In Collins v. Virginia, the Court had to reconcile these two distinct strands of Fourth Amendment case law.
Specifically, the central issue in Collins was whether the automobile exception justifies an officer’s
warrantless search of a vehicle on the curtilage of a suspect’s home. Two officers had independently
observed the same driver of an orange and black motorcycle with an extended frame commit traffic
violations and evade police stops. After determining that the motorcycle was likely stolen, the officers
found photographs on Ryan Collins’ Facebook profile of a motorcycle with the same colors parked at the
top of a residential driveway. An officer who went to the home observed “what appeared to be a
motorcycle with an extended frame” under a tarp parked on the driveway in a spot enclosed on two sides
by a wall “about the height of a car” and by the house on a third side. The officer walked up the driveway
and inside of the partial enclosure to remove the tarp. After running the license plate and vehicle
identification numbers and confirming that the motorcycle had been stolen, the officer waited to confront
Collins. Upon his return home, Collins admitted that he had purchased the motorcycle without a title and
was subsequently arrested and convicted of receiving stolen property. He appealed on the grounds that the
officer violated his Fourth Amendment rights by entering the property and removing the tarp in order to
examine the motorcycle without a warrant. The Supreme Court of Virginia held that the officer’s
warrantless entry and search of the motorcycle in this case was justified under the automobile exception.
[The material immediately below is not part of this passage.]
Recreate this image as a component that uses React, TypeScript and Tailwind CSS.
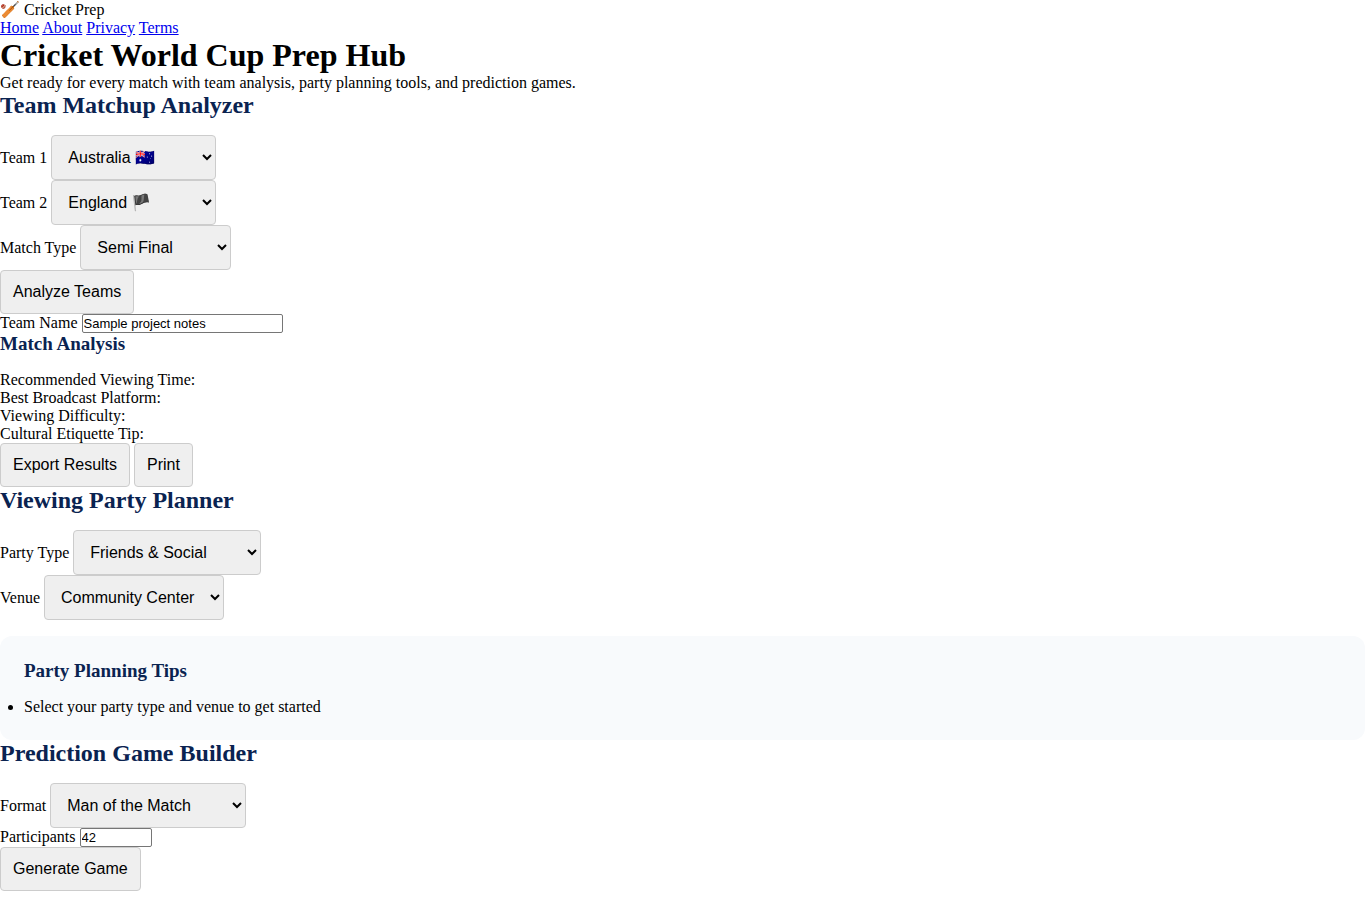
import { Fragment, useState } from "react";
import type { ReactNode } from "react";

const buttonClass =
  "h-11 rounded-[4px] border border-[#cccccc] bg-[#efefef] px-3 font-['Liberation_Sans',Arial,sans-serif] text-base text-black";

const inputClass =
  "rounded-[2px] border border-[#767676] bg-white px-px font-['Liberation_Sans',Arial,sans-serif] text-[13px] leading-[17px] text-black";

type SelectFieldProps = {
  id: string;
  label: string;
  options: string[];
  initial: string;
  widthClass: string;
};

function SelectField({ id, label, options, initial, widthClass }: SelectFieldProps) {
  const [value, setValue] = useState(initial);
  return (
    <div className="flex items-center gap-1">
      <label htmlFor={id}>{label}</label>
      <select
        id={id}
        value={value}
        onChange={(e) => setValue(e.target.value)}
        className={`${widthClass} h-[45px] rounded-[4px] border border-[#cccccc] bg-[#efefef] px-3 font-['Liberation_Sans',Arial,sans-serif] text-base text-black`}
      >
        {options.map((o) => (
          <option key={o}>{o}</option>
        ))}
      </select>
    </div>
  );
}

function SectionTitle({ children }: { children: ReactNode }) {
  return <h2 className="mb-4 text-2xl leading-[27px] font-bold text-[#0a2351]">{children}</h2>;
}

function SubTitle({ children }: { children: ReactNode }) {
  return <h3 className="mb-4 text-[19px] leading-[22px] font-bold text-[#0a2351]">{children}</h3>;
}

const teams = ["Australia 🇦🇺", "England 🏴", "India 🇮🇳", "New Zealand 🇳🇿", "Pakistan 🇵🇰", "South Africa 🇿🇦"];

export default function App() {
  return (
    <div className="bg-white font-['Liberation_Serif','Times_New_Roman',serif] text-base leading-[18px] text-black">
      <header>
        <div className="leading-[19px]">🏏 Cricket Prep</div>
        <nav>
          {["Home", "About", "Privacy", "Terms"].map((l) => (
            <Fragment key={l}>
              <a href="#" className="text-[#0000ee] underline">
                {l}
              </a>{" "}
            </Fragment>
          ))}
        </nav>
      </header>
      <main>
        <h1 className="text-[32px] leading-[37px] font-bold">Cricket World Cup Prep Hub</h1>
        <p>Get ready for every match with team analysis, party planning tools, and prediction games.</p>

        <section>
          <SectionTitle>Team Matchup Analyzer</SectionTitle>
          <SelectField id="team1" label="Team 1" options={teams} initial={teams[0]} widthClass="w-[165px]" />
          <SelectField id="team2" label="Team 2" options={teams} initial={teams[1]} widthClass="w-[165px]" />
          <SelectField
            id="match"
            label="Match Type"
            options={["Group Stage", "Semi Final", "Final"]}
            initial="Semi Final"
            widthClass="w-[151px]"
          />
          <button type="button" className={`${buttonClass} block`}>
            Analyze Teams
          </button>
          <div className="flex items-start gap-1">
            <label htmlFor="name">Team Name</label>
            <input id="name" type="text" defaultValue="Sample project notes" className={`${inputClass} w-[201px]`} />
          </div>
          <SubTitle>Match Analysis</SubTitle>
          <div>Recommended Viewing Time:</div>
          <div>Best Broadcast Platform:</div>
          <div>Viewing Difficulty:</div>
          <div>Cultural Etiquette Tip:</div>
          <div className="flex gap-1">
            <button type="button" className={buttonClass}>
              Export Results
            </button>
            <button type="button" className={buttonClass}>
              Print
            </button>
          </div>
        </section>

        <section>
          <SectionTitle>Viewing Party Planner</SectionTitle>
          <SelectField
            id="party"
            label="Party Type"
            options={["Friends & Social", "Family Gathering", "Corporate Event"]}
            initial="Friends & Social"
            widthClass="w-[188px]"
          />
          <SelectField
            id="venue"
            label="Venue"
            options={["Home", "Community Center", "Sports Bar"]}
            initial="Community Center"
            widthClass="w-[180px]"
          />
          <div className="mt-4 rounded-xl bg-[#f8fafc] p-6">
            <SubTitle>Party Planning Tips</SubTitle>
            <ul className="list-disc">
              <li>Select your party type and venue to get started</li>
            </ul>
          </div>
        </section>

        <section>
          <SectionTitle>Prediction Game Builder</SectionTitle>
          <SelectField
            id="format"
            label="Format"
            options={["Man of the Match", "Score Prediction", "Match Winner"]}
            initial="Man of the Match"
            widthClass="w-[196px]"
          />
          <div className="flex items-start gap-1">
            <label htmlFor="participants">Participants</label>
            <input id="participants" type="number" defaultValue={42} className={`${inputClass} w-[72px]`} />
          </div>
          <button type="button" className={`${buttonClass} block`}>
            Generate Game
          </button>
        </section>
      </main>
    </div>
  );
}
On appeal to the U.S. Supreme Court, Justice Sotomayor, on behalf of seven of her colleagues, reversed
the lower court. The Court’s opinion focused on the intersection between the Fourth Amendment’s
protection of curtilage and the automobile exception. The Court first determined that the part of the
driveway on which the search occurred constituted curtilage because it was an area “adjacent to the
home” and “to which the activity of home life extends.” Next, Justice Sotomayor reasoned that “the scope
of the automobile exception extends no further than the automobile itself” and “does not afford the
necessary lawful right of access to search a vehicle parked within a home or its curtilage because it does
not justify an intrusion on a person’s separate and substantial Fourth Amendment interest in his home and
curtilage.” In this sense, the automobile exception, like other exceptions to the warrant requirement, are
contingent on the government having lawful access to the item being searched in the first place. Because
the police officers searching Collins’s motorcycle did not have lawful access to the curtilage of the home,
the automobile exception could not apply. In so concluding, the Court emphasized that the rationales
underlying the automobile exception “are specific to the nature of a vehicle” and “do not account for the
distinct privacy interest in one’s home or curtilage.”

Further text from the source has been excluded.